As a casual observer of the NBA, I’d be lying if I said I knew that what Sixers GM Sam Hinkie did last night was good for his franchise or not.
Hinkie traded his lone All-Star player, Jrue Holliday, for one of the top players in the this year’s draft, Nerlens Noel, drafted a point guard with the 11th pick, and also acquired a first-round pick in next year’s draft, seen as one of the deepest in a long time.
Hinkie is known as being an aficionado of advanced analytics in basketball. He’s basically the NBA’s version of a sabermatrician in the front office. And what he did last night was something no one saw coming.
He made the decision that the 76ers were going nowhere with Holliday and the current collection of “talent” on that roster. He took an honest look at the players he had and decided they weren’t good enough to truly compete for an NBA title. He decided that it was in the best interests of the team’s long-term future to trade away one of the few marquee players on the roster in order to put him into position to acquire top flight young talent.
I hope Ruben Amaro Jr. was paying attention.
Hinkie did the hard thing last night. He got rid of a star player. In this case, he got rid of a young, star player, perhaps the one player that Sixers fans actually wanted to come see play.
Why did he do it? Didn’t he understand that trading Holliday might hurt attendance? Didn’t he understand that getting rid of Holliday might hurt the team in the short term?
Yes, he did. He understood it all. But he also understood this one vital fact.
Hinkie understood that in order to get better, sometimes you need to clear the decks and start over. And the only way to start over sometimes is to use your best player as a trade chip in order to bring young talent into your organization that you don’t currently have.
The Phillies are facing a similar situation in about a month or so. After last night’s loss to the Dodgers, the Phillies are four games under .500, have the third-worst run differential in the NL, are 7 1/2 games out of first in the NL East, and just can’t seem to get on any kind of winning streak.
The Phillies appear to be a team in a very similar situation to the 76ers. They have a roster that, as currently constructed, doesn’t have the weapons to compete for a World Series. The Phils’ roster is on the steep downslope of its trajectory. There is little chance many of the players who team president David Montgomery identified this week as being “fan identifiable” will actually help them get back to the postseason and make some noise once there.
Of course, if Ruben Amaro is going to do what Hinkie did, he should only do so if he gets top talent in return. Selling for the sake of selling is silly, and no one is calling for that.
And admittedly, there are differences between the two situations. The Sixers’ attendance figures are already pretty bad, ranked 17th in the NBA last year averaging 16, 717 per game. The Phillies, meanwhile, have the 5th highest attendance in baseball this year, averaging 38,921 fans a game. So, the Phils have quite a bit more to lose in terms of butts in the seats.

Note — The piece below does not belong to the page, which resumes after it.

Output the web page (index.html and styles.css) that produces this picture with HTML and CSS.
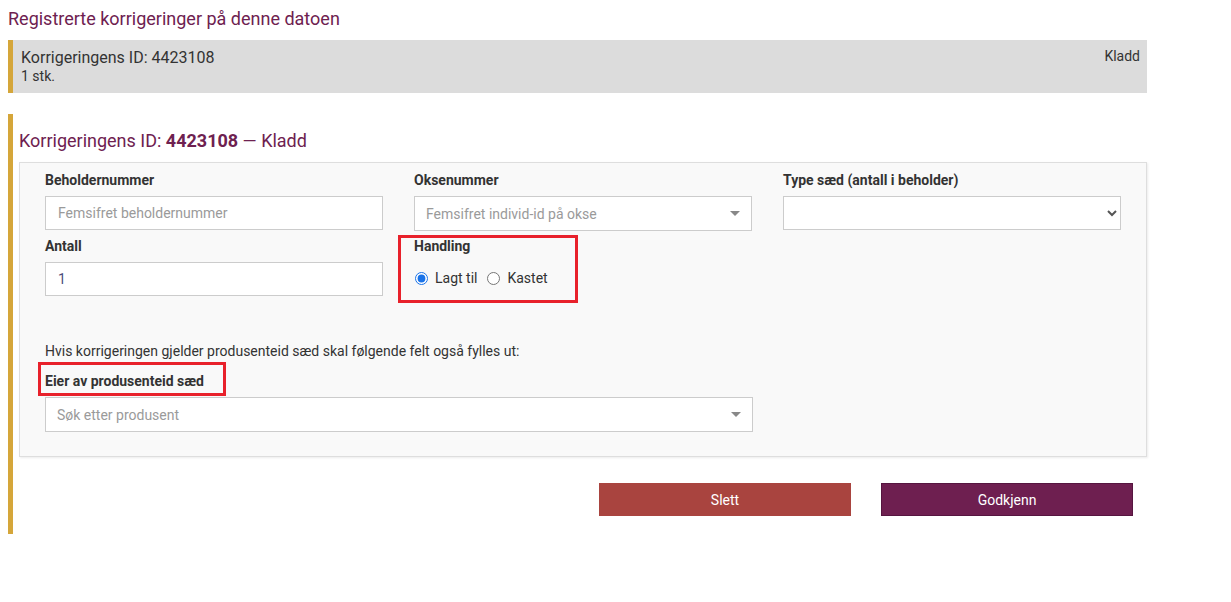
FILE: index.html
```html
<!DOCTYPE html>
<html lang="no">
<head>
<meta charset="utf-8">
<title>Korrigeringer</title>
<link rel="stylesheet" href="styles.css">
</head>
<body>
<div class="page">
  <h3 class="page-title">Registrerte korrigeringer på denne datoen</h3>

  <div class="summary">
    <div class="summary-main">
      <div class="summary-id">Korrigeringens ID: 4423108</div>
      <div class="summary-count">1 stk.</div>
    </div>
    <div class="summary-status">Kladd</div>
  </div>

  <section class="entry">
    <h3 class="entry-title">Korrigeringens ID: <strong>4423108</strong> — Kladd</h3>

    <div class="panel">
      <div class="grid">
        <div class="field">
          <label class="label">Beholdernummer</label>
          <input class="input" type="text" placeholder="Femsifret beholdernummer">
        </div>
        <div class="field">
          <label class="label">Oksenummer</label>
          <div class="combo">
            <span class="combo-placeholder">Femsifret individ-id på okse</span>
            <span class="caret"></span>
          </div>
        </div>
        <div class="field">
          <label class="label">Type sæd (antall i beholder)</label>
          <select class="select"><option></option></select>
        </div>
        <div class="field">
          <label class="label">Antall</label>
          <input class="input input-value" type="text" value="1">
        </div>
        <div class="field annotated">
          <label class="label">Handling</label>
          <div class="radios">
            <label class="radio"><input type="radio" name="handling" checked> Lagt til</label>
            <label class="radio"><input type="radio" name="handling"> Kastet</label>
          </div>
          <span class="mark mark-handling"></span>
        </div>
      </div>

      <p class="hint">Hvis korrigeringen gjelder produsenteid sæd skal følgende felt også fylles ut:</p>
      <div class="field owner annotated">
        <label class="label">Eier av produsenteid sæd</label>
        <div class="combo">
          <span class="combo-placeholder">Søk etter produsent</span>
          <span class="caret"></span>
        </div>
        <span class="mark mark-owner"></span>
      </div>
    </div>

    <div class="actions">
      <button class="btn btn-delete" type="button">Slett</button>
      <button class="btn btn-approve" type="button">Godkjenn</button>
    </div>
  </section>
</div>
</body>
</html>
```

FILE: styles.css
```css
* { box-sizing: border-box; }

body {
  margin: 0;
  font-family: Roboto, "Liberation Sans", Arial, sans-serif;
  font-size: 14px;
  color: #333;
  background: #fff;
}

.page {
  width: 1147px;
  padding-left: 8px;
}

.page-title {
  margin: 0;
  padding-top: 8px;
  height: 40px;
  font-size: 18px;
  line-height: 21px;
  font-weight: 400;
  color: #6e2150;
}

.summary {
  display: flex;
  justify-content: space-between;
  background: #dcdcdc;
  border-left: 5px solid #d5a63a;
  padding: 8px 7px 0 8px;
  height: 53px;
}

.summary-id {
  font-size: 16px;
  line-height: 19px;
}

.summary-count {
  font-size: 14px;
  line-height: 19px;
}

.summary-status {
  font-size: 14px;
  line-height: 16px;
}

.entry {
  margin-top: 21px;
  border-left: 5px solid #d5a63a;
  padding: 16px 0 18px 6px;
}

.entry-title {
  margin: 0 0 10px;
  font-size: 18px;
  line-height: 22px;
  font-weight: 400;
  color: #6e2150;
}

.entry-title strong {
  font-weight: 700;
}

.panel {
  background: #f9f9f9;
  border: 1px solid #dedede;
  box-shadow: 1px 1px 2px rgba(0, 0, 0, 0.08);
  padding: 7px 25px 24px 25px;
}

.grid {
  display: grid;
  grid-template-columns: 338px 338px 338px;
  column-gap: 31px;
  row-gap: 5px;
}

.field {
  display: flex;
  flex-direction: column;
}

.annotated {
  position: relative;
}

.label {
  font-weight: 700;
  font-size: 14px;
  line-height: 20px;
  margin-bottom: 6px;
  color: #333;
}

.input {
  height: 34px;
  border: 1px solid #ccc;
  background: #fff;
  padding: 0 12px;
  font: inherit;
  font-size: 14px;
  color: #555;
  outline: none;
}

.input::placeholder {
  color: #9a9a9a;
}

.input-value {
  color: #4d4d7a;
}

.combo {
  height: 35px;
  border: 1px solid #ccc;
  background: #fff;
  display: flex;
  align-items: center;
  justify-content: space-between;
  padding: 0 11px 0 11px;
}

.combo-placeholder {
  color: #9a9a9a;
}

.caret {
  width: 0;
  height: 0;
  border-left: 5px solid transparent;
  border-right: 5px solid transparent;
  border-top: 5px solid #888;
}

.select {
  height: 34px;
  border: 1px solid #ccc;
  background: #fff;
  font: inherit;
  color: #555;
  padding: 0 6px;
}

.radios {
  display: flex;
  align-items: center;
  gap: 9px;
  margin-top: 6px;
  line-height: 20px;
}

.radio {
  display: flex;
  align-items: center;
  gap: 7px;
  color: #333;
}

.radio input {
  margin: 0 0 0 1px;
  width: 13px;
  height: 13px;
  accent-color: #1a73e8;
}

.hint {
  margin: 45px 0 0;
  line-height: 20px;
  color: #333;
}

.owner {
  width: 708px;
  margin-top: 10px;
}

.mark {
  position: absolute;
  border: 3px solid #e8212b;
  pointer-events: none;
}

.mark-handling {
  left: -16px;
  top: -1px;
  width: 180px;
  height: 68px;
}

.mark-owner {
  left: -7px;
  top: -9px;
  width: 188px;
  height: 34px;
}

.actions {
  display: flex;
  justify-content: flex-end;
  gap: 30px;
  margin-top: 26px;
  padding-right: 14px;
}

.btn {
  width: 252px;
  height: 33px;
  font-family: Roboto, "Liberation Sans", Arial, sans-serif;
  font-size: 14px;
  font-weight: 400;
  color: #fff;
  border: 1px solid transparent;
  border-radius: 0;
  cursor: pointer;
}

.btn-delete {
  background: #a9443f;
  border-color: #a9443f;
}

.btn-approve {
  background: #6e1f50;
  border-color: #561540;
}
```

The Phils also have the financial ability, especially after their cable deal gets renewed in 2015, to improve themselves through free agency much easier than the Sixers do. While the Phils do have to deal with a salary cap, it’s nowhere near as restrictive as the NBA’s salary rules.
Still, like the Sixers, the Phils do have some trade chips, one in particular, that could net them the type of prospects and young talent that could actually make them better in 2014 and beyond. Cliff Lee could get the Phils a Top 50 prospect. Chase Utley, if he keeps hitting the way he has since returning from the disabled list, could possibly get the Phils a Top 100 pick. Jonathan Papelbon could also land the Phils a potential Top 100-150 pick. Players like Kyle Kendrick, Jimmy Rollins and Michael Young could also bring back valuable pieces.
The Phillies shouldn’t necessarily trade ALL those players. That would be reckless. But a few of them should go, IF Amaro can get good young talent in return.
If in another month, the Phillies are in the same situation they’re in now, Amaro should do exactly what Hinkie did for the Sixers last night. He should sacrifice a little short-term pain for some long-term gain.
The 76ers have given the Phillies an example to follow.
We’ll see if Amaro decides to follow it, or if he tries to fit more less-than-stellar pieces around an aging core.